I sat recently with a young aboriginal man, absorbed in the tale of a hunting trip that had ended in disaster: a vehicle break down leaving the young man and his elder companion stranded on a moonless night, far from home.    Hours earlier they had exchanged a well-travelled road for the beckoning allure of fresh animal tracks through sand hills and mulga scrub, and now it was clear that the defunct vehicle would have to be abandoned. The hunters walked on through dark and trackless bush, occasionally rotating the shared burdens of the water bottle, rifle, and bush turkey: the prized fruit of their endeavours.  As they walked they prayed, and as they prayed a soft light shone down on their path, leading them safely home.  It’s a poignant, simple story with a profound lesson: when you must leave something essential behind, God himself will light the path ahead.

I began to discover this ‘gift of loosing things’ during the past year or so when our family came up against some significant challenges.  I lost my job, we lost our house, we lost a car, I lost my mobility.  I was fearful and apprehensive when I first saw each of these possibilities on the horizon.  I remember particularly my hateful dread of wheelchairs when I could dimly make out their shadowy form in the distant future.  But as each of these events came and went, I discovered with surprise and relief that I was at peace.  The changes took place, we were still ourselves and there was always more than enough light on our path.  We were learning something.

Gratitude dispels attachment: it’s much easier to face not running on the beach with my kids when I remember the many, many times I have.  In a similar way the choice I make to look ahead and move on is a strong claim on the ground behind me on which I once stood.

Now and then you sense that a season has turned, and it is time to say a brief farewell and then leave. When that moment comes, so also comes a gift of grace, and the light that shines on the path ahead is miraculous indeed.  Within that moment there may also be tears to shed, or pain to touch: as Queen Elizabeth memorably said after 9-11, “Grief is the price we pay for love”.  Surrender is an ultimate proof of possession.  It is only that which I can freely give that I have ever truly held.
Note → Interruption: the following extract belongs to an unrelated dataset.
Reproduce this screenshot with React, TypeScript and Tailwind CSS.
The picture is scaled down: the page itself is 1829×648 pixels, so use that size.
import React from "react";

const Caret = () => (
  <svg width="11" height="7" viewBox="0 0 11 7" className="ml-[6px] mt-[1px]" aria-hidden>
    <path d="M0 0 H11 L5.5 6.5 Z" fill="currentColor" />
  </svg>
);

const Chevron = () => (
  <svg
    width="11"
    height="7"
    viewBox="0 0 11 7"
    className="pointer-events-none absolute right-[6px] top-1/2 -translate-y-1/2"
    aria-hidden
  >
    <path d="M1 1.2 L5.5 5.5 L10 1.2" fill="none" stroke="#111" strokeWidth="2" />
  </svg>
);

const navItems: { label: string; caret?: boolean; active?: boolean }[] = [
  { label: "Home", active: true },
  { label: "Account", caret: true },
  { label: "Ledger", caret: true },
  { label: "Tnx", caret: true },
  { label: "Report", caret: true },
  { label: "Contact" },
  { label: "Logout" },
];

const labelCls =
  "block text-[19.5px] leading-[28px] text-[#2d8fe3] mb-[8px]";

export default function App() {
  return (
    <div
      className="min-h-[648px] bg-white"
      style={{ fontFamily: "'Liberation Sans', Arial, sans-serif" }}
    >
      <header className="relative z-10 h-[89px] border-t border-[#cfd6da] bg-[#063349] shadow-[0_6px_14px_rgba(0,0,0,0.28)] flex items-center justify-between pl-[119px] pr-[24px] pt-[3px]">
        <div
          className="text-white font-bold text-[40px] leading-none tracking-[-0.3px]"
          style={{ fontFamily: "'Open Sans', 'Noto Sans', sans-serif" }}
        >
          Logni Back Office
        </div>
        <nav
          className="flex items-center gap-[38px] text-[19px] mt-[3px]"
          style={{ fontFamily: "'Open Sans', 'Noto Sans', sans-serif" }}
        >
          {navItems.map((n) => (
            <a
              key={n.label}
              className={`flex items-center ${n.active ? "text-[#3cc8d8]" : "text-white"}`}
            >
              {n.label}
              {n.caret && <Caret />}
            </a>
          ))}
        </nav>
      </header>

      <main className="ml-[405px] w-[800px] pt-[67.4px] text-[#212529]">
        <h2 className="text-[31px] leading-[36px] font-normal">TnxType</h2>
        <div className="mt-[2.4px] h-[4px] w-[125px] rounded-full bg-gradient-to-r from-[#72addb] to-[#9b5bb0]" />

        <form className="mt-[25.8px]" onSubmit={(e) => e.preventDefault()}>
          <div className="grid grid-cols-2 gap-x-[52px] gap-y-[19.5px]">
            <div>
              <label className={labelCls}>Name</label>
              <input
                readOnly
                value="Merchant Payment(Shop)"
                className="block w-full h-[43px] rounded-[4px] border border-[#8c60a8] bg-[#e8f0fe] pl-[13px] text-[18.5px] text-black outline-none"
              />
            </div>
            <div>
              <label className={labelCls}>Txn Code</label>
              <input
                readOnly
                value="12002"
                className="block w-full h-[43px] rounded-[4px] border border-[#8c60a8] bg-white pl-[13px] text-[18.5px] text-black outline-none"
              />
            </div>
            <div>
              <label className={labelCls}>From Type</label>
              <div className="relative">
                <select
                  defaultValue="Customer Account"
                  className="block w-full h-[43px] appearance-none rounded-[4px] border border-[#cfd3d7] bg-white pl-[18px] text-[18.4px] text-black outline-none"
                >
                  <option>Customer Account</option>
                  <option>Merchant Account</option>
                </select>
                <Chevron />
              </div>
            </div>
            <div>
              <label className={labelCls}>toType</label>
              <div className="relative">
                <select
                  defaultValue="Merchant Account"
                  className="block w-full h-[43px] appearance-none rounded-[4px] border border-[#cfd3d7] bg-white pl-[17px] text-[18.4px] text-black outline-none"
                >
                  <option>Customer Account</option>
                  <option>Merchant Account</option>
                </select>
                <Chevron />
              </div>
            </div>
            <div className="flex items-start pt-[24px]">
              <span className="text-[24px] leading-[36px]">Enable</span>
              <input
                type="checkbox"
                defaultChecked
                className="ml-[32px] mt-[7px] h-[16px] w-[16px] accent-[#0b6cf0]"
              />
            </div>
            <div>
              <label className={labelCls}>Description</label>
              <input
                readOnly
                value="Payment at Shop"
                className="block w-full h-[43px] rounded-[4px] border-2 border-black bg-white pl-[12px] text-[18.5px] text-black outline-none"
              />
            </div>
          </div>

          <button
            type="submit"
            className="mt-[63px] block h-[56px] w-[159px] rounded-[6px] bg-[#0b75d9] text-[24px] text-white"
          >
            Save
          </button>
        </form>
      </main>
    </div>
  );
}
I feel I have made this all sound rather glib and a little too easy.  Well, perhaps that’s because grace is never quite rational.  There is a certain freedom that comes with having less; even with being less.  I don’t say that it’s the only way to live, or the best; but it is how I am living, and in that living I continue to find gratitude, joy, peace, and hope, and life.

Rejoice!

5 thoughts on “The Gift of Losing Things

  1. Milton S

    Hi Rod.
    Thanks for this message . I ,myself am now finding that the things and work I performed a year ago are extremely difficult and sometimes impossible , but I am graciously letting them go and accepting what I still can do .
    Blessings and keep writing these very inspiring messages.

    Milton.

  2. Hello Milton! It seems as though our youthful and idealistic world has a bit of trouble embracing this inevitable reality of reduction. But there is a beauty in it to be celebrated.